The New Credit Agreement contains customary events of default. If an event of default occurs and is continuing, the Borrowers might be required immediately to repay all amounts outstanding under the New Credit Agreement. Lenders holding at least a majority of the loans and commitments under the New Credit Agreement may elect to accelerate the maturity of the loans and/or terminate the commitments under the New Credit Agreement upon the occurrence and during the continuation of an event of default.

Included in the New Credit Agreement is a provision that allows up to $17.5 million of the revolving credit facility to be used for letters of credit (“LOC’s”), subject to availability. On March 7, 2014, the $0.2 million LOC outstanding under the original $150.0 million Credit Agreement was transferred to the New Credit Agreement. As of June 30, 2014, there were no borrowings outstanding and $0.2 million in LOC’s against the New Credit Agreement.

On July 16, 2014, we purchased our outstanding PXRE Capital Trust V $20,000,000 Junior Subordinated Debt Securities (“Capital Trust V”) at a discount equal to 90.0% of the principal amount plus accrued and unpaid interest through the date of purchase for a total price of $18.2 million. Since the Capital Trust V has not yet been redeemed, interest will continue to accrue and be paid until the redemption date.

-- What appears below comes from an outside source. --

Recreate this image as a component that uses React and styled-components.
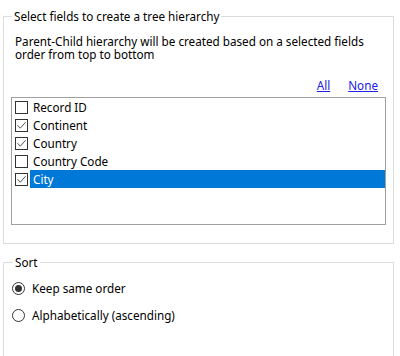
import React from 'react'
import styled, { createGlobalStyle } from 'styled-components'

const Global = createGlobalStyle`
  html, body {
    margin: 0;
    padding: 0;
    background: #ffffff;
  }
  body {
    font-family: "Noto Sans", "Open Sans", sans-serif;
    font-size: 11.7px;
    color: #000;
  }
`

const Page = styled.div`
  padding: 8px 0 0 3px;
  width: 400px;
  height: 356px;
  box-sizing: border-box;
  overflow: hidden;
  display: flex;
  flex-direction: column;
  gap: 10px;
`

const Group = styled.fieldset`
  margin: 0;
  box-sizing: border-box;
  flex-shrink: 0;
  width: 391px;
  min-height: ${p => p.$minHeight || 0}px;
  border: 1px solid #dcdcdc;
  padding: ${p => p.$padding};
  min-inline-size: 0;
`

const Legend = styled.legend`
  margin-left: 1px;
  padding: 0 2px;
  line-height: 16px;
  height: 16px;
`

const Description = styled.p`
  margin: 0 0 16px 4px;
  line-height: 13px;
`

const LinkRow = styled.div`
  display: flex;
  justify-content: flex-end;
  gap: 18px;
  padding-right: 8px;
  height: 16px;
  line-height: 16px;
  margin-bottom: 4px;
`

const Link = styled.a`
  color: #2020e8;
  text-decoration: underline;
  cursor: pointer;
`

const ListBox = styled.div`
  box-sizing: border-box;
  width: 375px;
  height: 128px;
  border: 1px solid #a0a0a0;
  background: #fff;
`

const Row = styled.div`
  display: flex;
  align-items: center;
  height: 18px;
  padding-left: 3px;
`

const Box = styled.span`
  box-sizing: border-box;
  width: 13px;
  height: 13px;
  border: 1px solid #333;
  background: #fff;
  display: flex;
  align-items: center;
  justify-content: center;
  flex: none;
`

const Label = styled.span`
  flex: 1;
  margin-left: 2px;
  padding-left: 3px;
  height: 18px;
  line-height: 18px;
  background: ${p => (p.$selected ? '#0078d7' : 'transparent')};
  color: ${p => (p.$selected ? '#fff' : '#000')};
`

const RadioRow = styled.div`
  display: flex;
  align-items: center;
  height: 16px;
  gap: 7px;
  margin-bottom: 11px;
`

const Circle = styled.span`
  box-sizing: border-box;
  width: 13px;
  height: 13px;
  border-radius: 50%;
  border: 1px solid #333;
  display: flex;
  align-items: center;
  justify-content: center;
  flex: none;

  &::after {
    content: '';
    width: 7px;
    height: 7px;
    border-radius: 50%;
    background: ${p => (p.$checked ? '#333' : 'transparent')};
  }
`

const fields = [
  { name: 'Record ID', checked: false },
  { name: 'Continent', checked: true },
  { name: 'Country', checked: true },
  { name: 'Country Code', checked: false },
  { name: 'City', checked: true, selected: true },
]

function Check() {
  return (
    <svg width="11" height="11" viewBox="0 0 11 11">
      <path d="M1.5 5.2 L4.3 8.2 L9.6 2.2" fill="none" stroke="#555" strokeWidth="1" />
    </svg>
  )
}

export default function App() {
  return (
    <>
      <Global />
      <Page>
        <Group $padding="11px 7px 18px 7px">
          <Legend>Select fields to create a tree hierarchy</Legend>
          <Description>
            Parent-Child hierarchy will be created based on a selected fields
            <br />
            order from top to bottom
          </Description>
          <LinkRow>
            <Link>All</Link>
            <Link>None</Link>
          </LinkRow>
          <ListBox>
            {fields.map(f => (
              <Row key={f.name}>
                <Box>{f.checked && <Check />}</Box>
                <Label $selected={f.selected}>{f.name}</Label>
              </Row>
            ))}
          </ListBox>
        </Group>
        <Group $padding="10px 7px 0 8px" $minHeight={120}>
          <Legend>Sort</Legend>
          <RadioRow>
            <Circle $checked />
            <span>Keep same order</span>
          </RadioRow>
          <RadioRow>
            <Circle />
            <span>Alphabetically (ascending)</span>
          </RadioRow>
        </Group>
      </Page>
    </>
  )
}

On August 5, 2014, our Board of Directors declared a quarterly cash dividend in the amount of $0.18 on each share of common stock outstanding. The dividend will be paid on September 15, 2014 to our shareholders of record at the close of business on September 1, 2014.

On February 18, 2011, our Board of Directors authorized the repurchase of up to $150.0 million of our common shares. The 2011 Repurchase Authorization supersedes the November 13, 2007 repurchase authorization which also had authorized the repurchase of up to $150.0 million of our common shares. On November 5, 2013, our Board of Directors authorized the repurchase of up to $150.0 million of our common shares. The 2013 Repurchase Authorization supersedes the 2011 Repurchase Authorization such that no further amounts could be repurchased under the 2011 Repurchase Authorization. These shares are being held as treasury shares in accordance with the provisions of the Bermuda Companies Act 1981. As of June 30, 2014, availability under the 2013 Repurchase Authorization for future repurchases of our common shares was $112.2 million.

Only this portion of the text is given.